For the most part, the application user wants to find initiatives that they are responsible for, i.e., a sales rep needs to quickly locate initiatives that they are working on or responsible for. Considering that, we can create an initiative index for each sales rep. When the rep queries for an initiative either by company, date, name, or whatever, the iteration would be across their own index, not the entire set. A sales manager may have 10 reps that report to him, and would need an index specifically for his use that included all initiatives for his sales reps. This still reduces the set to a managable amount for filtered queries.

Another feature of the application is syncing data between the primary database and the user’s device. For the most part, initiatives are always in sync because they are created by the user on their device. But customers and contacts are created off-device, sometimes through data feeds from customer management systems. To keep that data in sync, a sales org would have a list of recent customer and contact updates to be pulled by date. Typically a sales rep logs in each day, and the sync happens then. Other times, a simple periodic sync could be used. Or a message could be sent to the client device indicating new customer/contact data is available. The recent update queue would be queried by date and the new data loaded from the main database.

Creating Indexes

The easiest way to create an index is with a named set where the name includes an identifier, such as SalesOrg, SalesRep, Project, etc. To create an index of all initiatives belonging to a specific SalesOrg, you would create a key = SalesOrgInitiatives: where is the SalesOrg's unique identifier. The set would be populated with initiative identifiers. A simiar approach would be used to create indexes for projects, or InitiativeProjects: where is the initiative's identifier. The list would be populated with project identifiers.

var projectList = [ 
	'd8d6dafe9c054059a701c0760172476e', 
	'fa998524df34434393a7b33c3fdc6135', 
	'84b9cbef36324122827c9d4ea35165f1', 
	'ebacd1e217634863a1a3ab101ad428eb' 
];
var initiative = new Initiative({ id:'cba0058c271149c088120e5744e83b30' , name:'My Initiative' });

var client = RedisClient();
var key = 'InitiativeProjects:' + initiative.id;
client.sadd( key, projectList, function(err, result) {
	if (err) throw err;
	console.log('index created')
});

As projects are added or removed from an initiative, the index is updated to stay in sync. This is easily done by overriding the project DAO’s insert/update methods like this:

// in the project DAO...
this.insert = function(client, project, callback) {
	var indexUpdateCallback = function(err, model) {
		if (err) return callback(err);
		
		var indexKey = 'InitiativeProjects:' + project.initiative.id;
		client.sadd( indexKey, project.id, function(err, result) {
			if (err) return callback( err );
			
			// return the new project data model
			callback( null, model );
		});
	};
	
	super.insert(client, project, indexUpdateCallback);
};

Or a faster implementation would be to index in the background like this…

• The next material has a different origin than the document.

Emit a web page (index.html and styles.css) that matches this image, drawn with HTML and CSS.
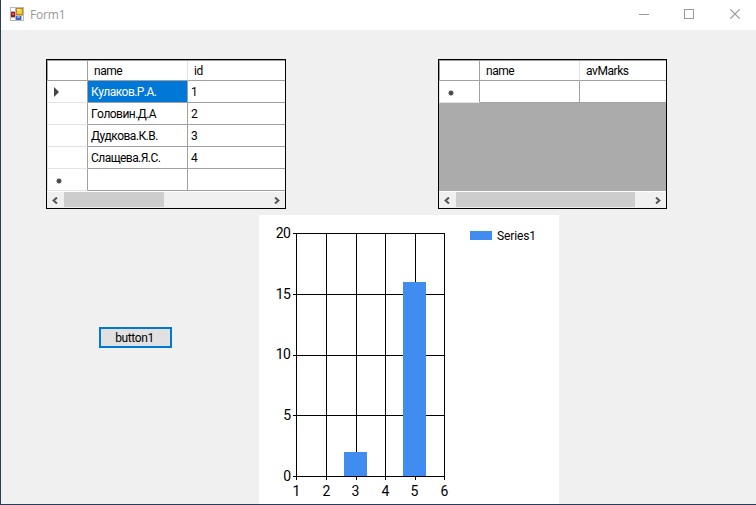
FILE: index.html
```html
<!DOCTYPE html>
<html lang="en">
<head>
<meta charset="utf-8">
<title>Form1</title>
<link rel="stylesheet" href="styles.css">
</head>
<body>
<div class="window">
  <header class="titlebar">
    <svg class="app-icon" width="14" height="14" viewBox="0 0 14 14" shape-rendering="crispEdges">
      <rect width="14" height="14" fill="#b9b9b9"/>
      <rect x="1" y="1" width="4" height="3" fill="#fff"/>
      <rect x="1" y="11" width="4" height="2" fill="#fff"/>
      <rect x="12" y="9" width="1" height="4" fill="#fff"/>
      <rect x="1" y="5" width="4" height="5" fill="#a01818"/>
      <rect x="2" y="6" width="2" height="2" fill="#e05a4a"/>
      <rect x="6" y="1" width="7" height="7" fill="#c08a08"/>
      <rect x="7" y="2" width="5" height="5" fill="#f8c838"/>
      <rect x="7" y="2" width="3" height="2" fill="#fde690"/>
      <rect x="6" y="9" width="5" height="4" fill="#3468c8"/>
      <rect x="7" y="9" width="3" height="2" fill="#78a8f0"/>
    </svg>
    <span class="title">Form1</span>
    <svg class="controls" width="101" height="10" viewBox="0 0 101 10" fill="none" stroke="#999">
      <path d="M0 5.5h10M45.5 .5h9v9h-9z" shape-rendering="crispEdges"/>
      <path d="M91.3 .3l9.4 9.4M100.7 .3l-9.4 9.4" stroke-width="1.2"/>
    </svg>
  </header>
  <main class="client">
    <div class="grids">
      <section class="datagrid students">
        <div class="row head"><div class="rh"></div><div class="cell">name</div><div class="cell">id</div></div>
        <div class="row"><div class="rh"><svg width="5" height="10" viewBox="0 0 5 10"><path d="M0 0L5 5L0 10z" fill="#444"/></svg></div><div class="cell selected">Кулаков.Р.А.</div><div class="cell">1</div></div>
        <div class="row"><div class="rh"></div><div class="cell">Головин.Д.А</div><div class="cell">2</div></div>
        <div class="row"><div class="rh"></div><div class="cell">Дудкова.К.В.</div><div class="cell">3</div></div>
        <div class="row"><div class="rh"></div><div class="cell">Слащева.Я.С.</div><div class="cell">4</div></div>
        <div class="row new"><div class="rh"><svg width="6" height="6" viewBox="0 0 6 6"><path d="M3 0v6M0 3h6M.8 .8l4.4 4.4M5.2 .8L.8 5.2" stroke="#555" stroke-width=".9"/><circle cx="3" cy="3" r="2" fill="#444"/></svg></div><div class="cell"></div><div class="cell"></div></div>
        <div class="scrollbar">
          <svg class="arrow" width="6" height="7" viewBox="0 0 6 7"><path d="M5 .5L1.6 3.5L5 6.5"/></svg>
          <div class="thumb"></div>
          <svg class="arrow end" width="6" height="7" viewBox="0 0 6 7"><path d="M1 .5L4.4 3.5L1 6.5"/></svg>
        </div>
      </section>
      <section class="datagrid marks">
        <div class="row head"><div class="rh"></div><div class="cell">name</div><div class="cell">avMarks</div></div>
        <div class="row new"><div class="rh"><svg width="6" height="6" viewBox="0 0 6 6"><path d="M3 0v6M0 3h6M.8 .8l4.4 4.4M5.2 .8L.8 5.2" stroke="#555" stroke-width=".9"/><circle cx="3" cy="3" r="2" fill="#444"/></svg></div><div class="cell"></div><div class="cell"></div></div>
        <div class="scrollbar">
          <svg class="arrow" width="6" height="7" viewBox="0 0 6 7"><path d="M5 .5L1.6 3.5L5 6.5"/></svg>
          <div class="thumb"></div>
          <svg class="arrow end" width="6" height="7" viewBox="0 0 6 7"><path d="M1 .5L4.4 3.5L1 6.5"/></svg>
        </div>
      </section>
    </div>
    <div class="lower">
      <button class="button">button1</button>
      <svg class="chart" width="300" height="289" viewBox="0 0 300 289">
        <rect width="300" height="289" fill="#fff"/>
        <g shape-rendering="crispEdges">
          <path stroke="#000" d="M37.5 18v247M67.5 18v247M97.5 18v247M126.5 18v247M156.5 18v247M185.5 18v247M34 18.5h152M34 79.5h152M34 140.5h152M34 200.5h152"/>
          <path fill="#418cf0" d="M85 237h23v24H85zM144 67h23v194h-23zM211 16h22v9h-22z"/>
          <path stroke="#000" d="M34 261.5h152"/>
        </g>
        <g class="axis y">
          <text x="31.5" y="23">20</text><text x="31.5" y="84">15</text><text x="31.5" y="144">10</text><text x="31.5" y="205">5</text><text x="31.5" y="266">0</text>
        </g>
        <g class="axis x">
          <text x="37.5" y="281">1</text><text x="67.5" y="281">2</text><text x="96.5" y="281">3</text><text x="126.5" y="281">4</text><text x="155.5" y="281">5</text><text x="185.5" y="281">6</text>
        </g>
        <text class="legend" x="238" y="25" textLength="39">Series1</text>
      </svg>
    </div>
  </main>
</div>
</body>
</html>
```
FILE: styles.css
```css
* { box-sizing: border-box; }
body { margin: 0; font: 12px/14px Roboto, "Liberation Sans", sans-serif; font-kerning: none; color: #000; }
.window { width: 756px; height: 505px; display: flex; flex-direction: column; border-left: 1px solid #2b3c57; border-bottom: 1px solid #2b3c57; background: #f0f0f0; overflow: hidden; }
.titlebar { height: 30px; flex: none; display: flex; background: #fff; padding: 7px 16px 0 9px; }
.title { margin: 0 0 0 6px; font: 12px/16px "Open Sans", "Noto Sans", sans-serif; color: #999; letter-spacing: -.2px; }
.controls { margin: 2px 0 0 auto; }
.client { padding: 29px 0 0 45px; }
.grids { display: flex; gap: 152px; }
.datagrid { height: 150px; border: 1px solid #000; background: #ababab; display: flex; flex-direction: column; overflow: hidden; }
.students { width: 240px; }
.marks { width: 229px; }
.row { height: 22px; flex: none; display: grid; grid-template-columns: 41px 100px 1fr; background: #fff; }
.head { height: 21px; border-top: 1px solid #a0a0a0; }
.rh { display: flex; align-items: center; border-left: 1px solid #e3e3e3; border-right: 1px solid #a0a0a0; border-bottom: 1px solid #e3e3e3; padding: 1px 0 0 6px; }
.new .rh { padding-left: 8px; padding-top: 2px; }
.cell { border-right: 1px solid #a0a0a0; border-bottom: 1px solid #a0a0a0; padding: 4px 0 0 3px; letter-spacing: -.55px; white-space: nowrap; }
.cell:last-child { border-right: 0; }
.head .rh { border-color: #a0a0a0; }
.head .cell { padding: 3px 0 0 6px; border-right-color: #e3e3e3; letter-spacing: -.45px; }
.selected { background: #0078d7; color: #fff; }
.scrollbar { height: 17px; flex: none; margin-top: auto; display: flex; align-items: center; background: #f0f0f0; border-top: 1px solid #fff; padding: 0 5px; }
.arrow { fill: none; stroke: #555; stroke-width: 2; }
.arrow.end { margin-left: auto; }
.thumb { height: 15px; width: 100px; margin-left: 6px; margin-bottom: 1px; background: #cdcdcd; }
.marks .thumb { width: 179px; }
.lower { display: flex; padding: 6px 0 0 53px; }
.button { width: 73px; height: 21px; margin: 112px 87px 0 0; padding: 2px 2px 0 0; border: 2px solid #0078d7; background: #e1e1e1; color: #000; font: 12px/15px Roboto, "Liberation Sans", sans-serif; letter-spacing: -.4px; }
.chart { display: block; flex: none; }
.axis { font-size: 14px; }
.axis.y { text-anchor: end; letter-spacing: -.5px; }
.axis.x { text-anchor: middle; }
.legend { font-size: 12px; }
```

this.indexUpdateCallback = function(err, result) {
	if (err) {
		log.error( 'index update error: ', err)
		// queue and index re-build
	}
};

this.insert = function(client, project, callback) {
	var insertCallback = function(err, model) {
		if (err) return callback( err );
		
		var indexKey = 'InitiativeProjects:' + project.initiative.id;
		client.sadd( indexKey, project.id, dao.indexUpdateCallback );
		
		callback( null, model );
	};
	
	super.insert(client, project, )
};

Or from a data service outside the DAO…

// inside the project DAO
this.updateProjectIndex(client, project, callback) {
	var indexKey = 'InitiativeProjects:' + project.initiative.id;
	client.sadd( indexKey, project.id, callback );
};

This is probably the best choice.

Query With Index

Now that we have a set of InitiativeProject indexes, the project DAO’s query implementation would be refactored to this…

// inside ProjectDao
this.queryByInitiative = function(client, initiativeId, completeCallback) {
	var queryCallback = function(err, list) {
		if (err) return completeCallback( err );
		
		var projects = list.map(function(project) {
			return new Project( project );
		});
		
		completeCallback( null, projects );
	};
	
	var indexCallback = function(err, idList) {
		if (err) return completeCallback( err );
		
		var keys = idList.map(function(id) {
			return dao.createDomainKey( id );
		});
		
		client.mget( keys, queryCallback )
	};
	
	var indexKey = 'InitiativeProjects:' + initiativeId;
	client.smembers( indexKey, indexCallback );
};

This replaces the original default code that called super.query() which returns the entire list of projects then filters them out by initiative id. Much faster this way with relatively small bit of additional code. And it provides a good pattern for creating indexes for other queries as well.

Conclusions

Once you wrap your head around how Redis works, it’s easy to apply SQL rules to create a rich set of query options. The main difference is that you need to know up front what the queries will look like, then augment them with filtering. This approach is way faster and more scaleable than the SQL counterpart.